Education officials pressed for solutions after teacher hospitalized for heat exhaustion

Ewa Beach Elementary School


The hot and humid weather has taken a dangerous toll at our schools.

A teacher at Ewa Beach Elementary School drove herself to the hospital Tuesday for heat exhaustion.

For weeks, KHON2 has been following the efforts to keep students and teachers cool while they’re at school.

The Hawaii State Teachers Association told KHON2 it plans to meet with the state Department of Education and lawmakers this month to work on a solution to cool down the classrooms.

“Our children deserve better. They deserve an environment that they can focus on learning and not have to focus on the heat,” said HSTA president Corey Rosenlee.

Rosenlee says he wants to bring together the major players and bring down the cost to find a solution to hot classrooms.

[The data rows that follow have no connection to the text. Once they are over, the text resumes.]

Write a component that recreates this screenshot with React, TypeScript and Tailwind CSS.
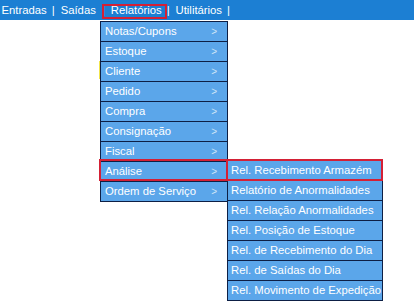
import React from "react";

const mainItems = [
  "Notas/Cupons",
  "Estoque",
  "Cliente",
  "Pedido",
  "Compra",
  "Consignação",
  "Fiscal",
  "Análise",
  "Ordem de Serviço",
];

const subItems = [
  "Rel. Recebimento Armazém",
  "Relatório de Anormalidades",
  "Rel. Relação Anormalidades",
  "Rel. Posição de Estoque",
  "Rel. de Recebimento do Dia",
  "Rel. de Saídas do Dia",
  "Rel. Movimento de Expedição",
];

export default function App() {
  return (
    <div className="relative w-[414px] h-[301px] bg-white overflow-hidden font-['Liberation_Sans',Arial,sans-serif] text-[11.3px]">
      <div className="h-[20px] bg-[#1c7fd3] flex items-center text-white pl-[1.5px] pt-[1px] whitespace-pre">
        <span>Entradas</span>
        <span className="ml-[5px] mr-[6px]">|</span>
        <span>Saídas</span>
        <span className="ml-[6px] mr-[6px]">|</span>
        <span>Relatórios</span>
        <span className="ml-[5px] mr-[6px]">|</span>
        <span>Utilitários</span>
        <span className="ml-[5px]">|</span>
      </div>
      {/* red highlight on Relatórios */}
      <div className="absolute left-[102px] top-[4px] w-[65px] h-[15px] border-2 border-[#d42035]" />

      {/* yellow sliver behind menu */}
      <div className="absolute left-[99px] top-[61px] w-[2px] h-[18px] bg-[#f2e44a]" />

      {/* main dropdown */}
      <div className="absolute left-[100px] top-[21px] w-[128px] border border-[#0d1f45] bg-[#0d1f45] flex flex-col gap-px">
        {mainItems.map((t) => (
          <div
            key={t}
            className="h-[19px] bg-[#5ba6ea] text-white flex items-center justify-between pl-[4px] pr-[10px]"
          >
            <span>{t}</span>
            <span className="text-[#cfe4f7] text-[10px]">&gt;</span>
          </div>
        ))}
      </div>
      {/* red highlight on Análise */}
      <div className="absolute left-[99px] top-[159px] w-[129px] h-[22px] border-2 border-[#d42035]" />

      {/* submenu */}
      <div className="absolute left-[227px] top-[160px] w-[156px] border border-[#0d1f45] bg-[#0d1f45] flex flex-col gap-px">
        {subItems.map((t) => (
          <div key={t} className="h-[19px] bg-[#5ba6ea] text-white flex items-center pl-[3px]">
            <span>{t}</span>
          </div>
        ))}
      </div>
      {/* red highlight on first submenu item */}
      <div className="absolute left-[226px] top-[159px] w-[157px] h-[22px] border-2 border-[#d42035]" />
    </div>
  );
}
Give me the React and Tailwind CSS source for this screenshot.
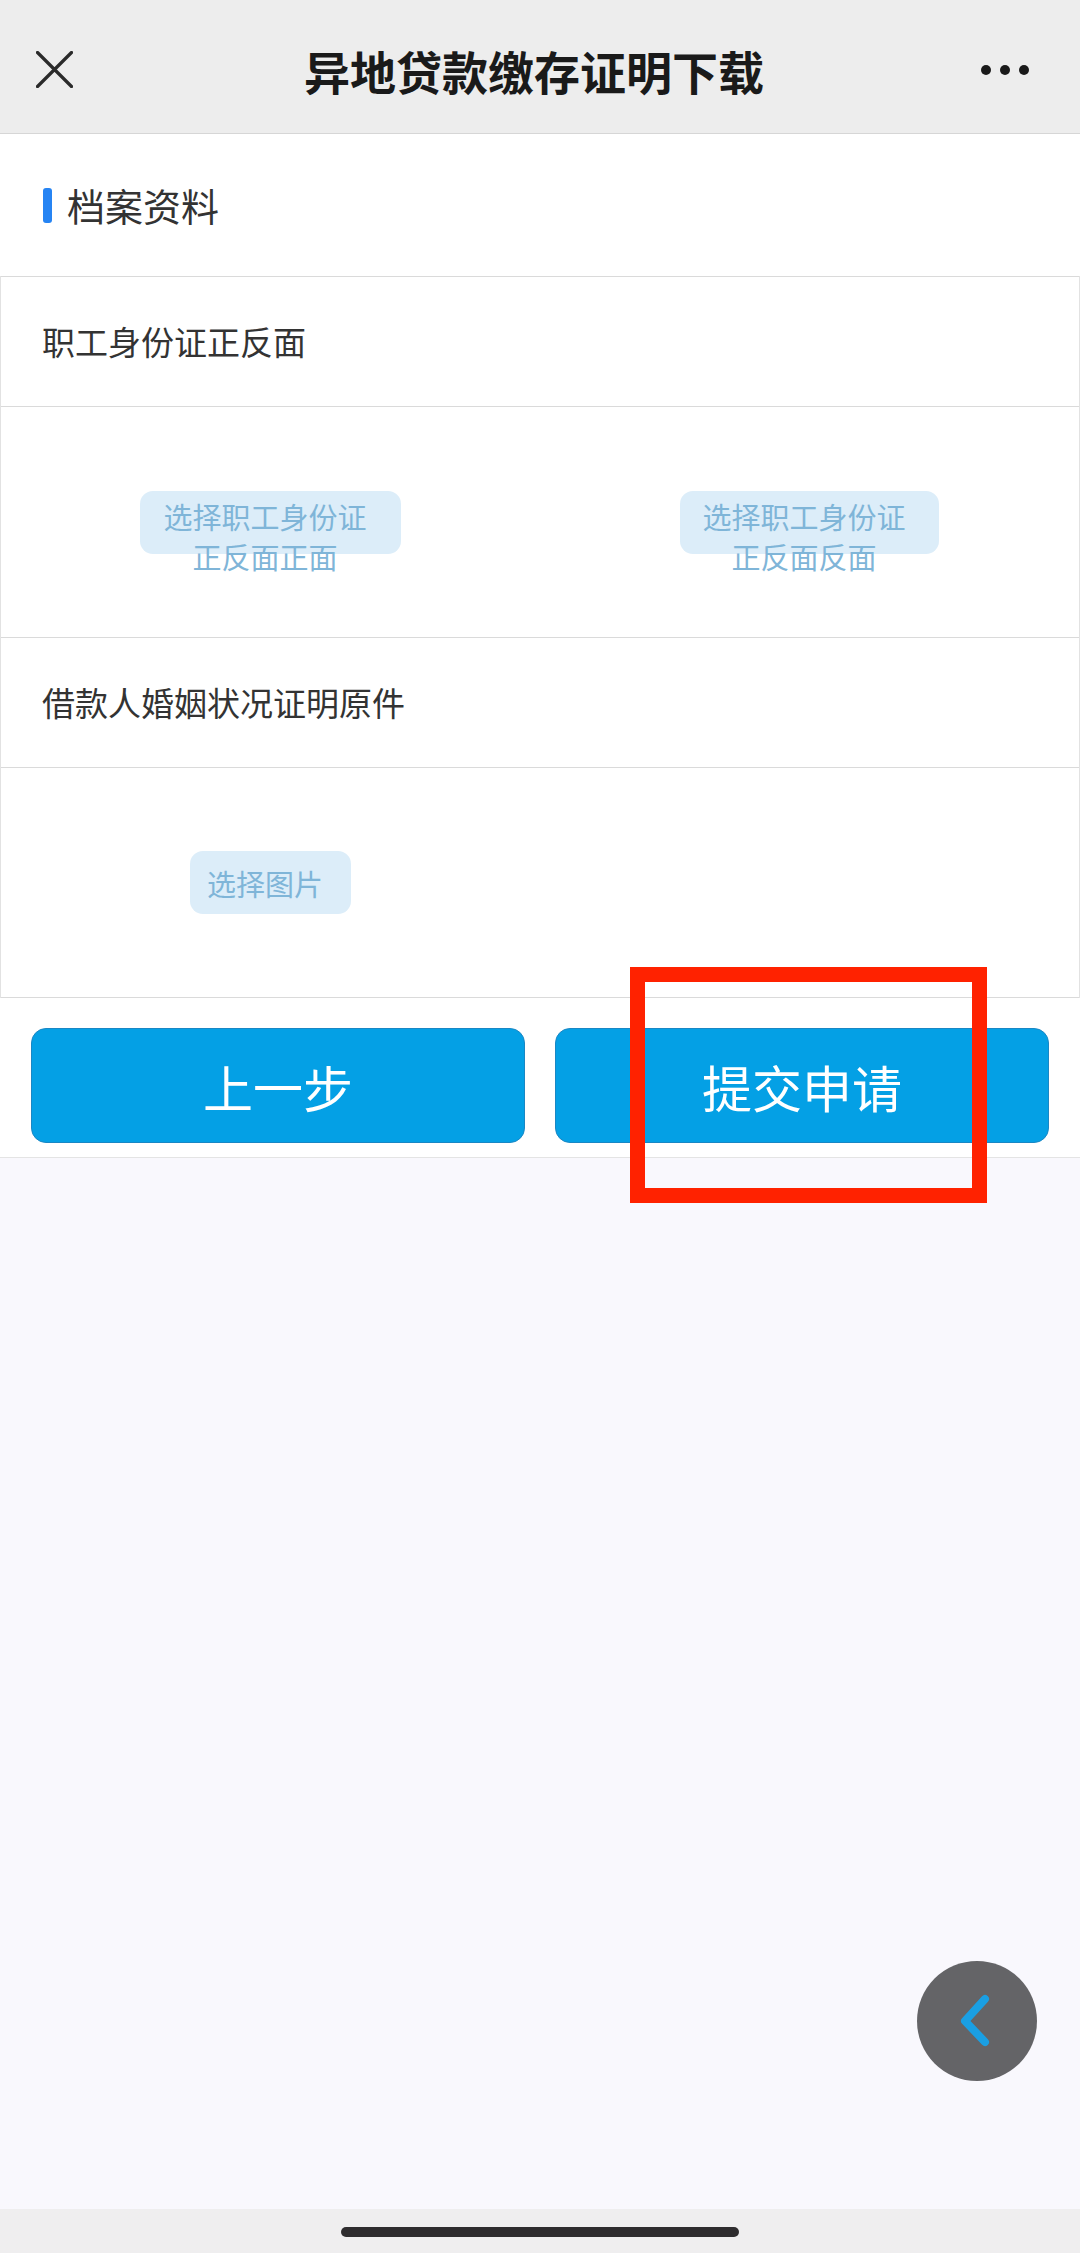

“Right now, each year we are spending $2 to $3 million on air conditioning and the current budget they said is $1.7 billion. At this rate it could be a couple hundred years before we get to them,” he said.

When it comes to air conditioning, Ewa Beach Elementary is first on the priority list, followed by Ilima Intermediate, which is also in Ewa Beach. Campbell High, Aikahi Elementary and Kaimiloa Elementary round out the list.

In an email, a DOE spokesperson said workers have installed roofing insulation while an electrical upgrade is being done at Ewa Beach Elementary. Air conditioning can’t be installed until that upgrade is completed. Ceiling fans have also been installed in each classroom.

Derek Santos, Ewa Beach Elementary vice principal, says teachers are keeping track of how hot it is.

“We have had a couple of parent concerns, so we are working with the parents and encouraging students to have water bottles and stay hydrated in school,” he said.

Santos says even though the school is on the priority list, he doesn’t know if all the classrooms will be air conditioned.

“We are allotted $2 million from the state. Hopefully we will see how far that $2 million can go,” he said.

Rosenlee is pursuing the option of heat days and is suggesting the DOE use solar air conditioning.

The DOE encourages staff and students to keep hydrated and report and illnesses to the school administration.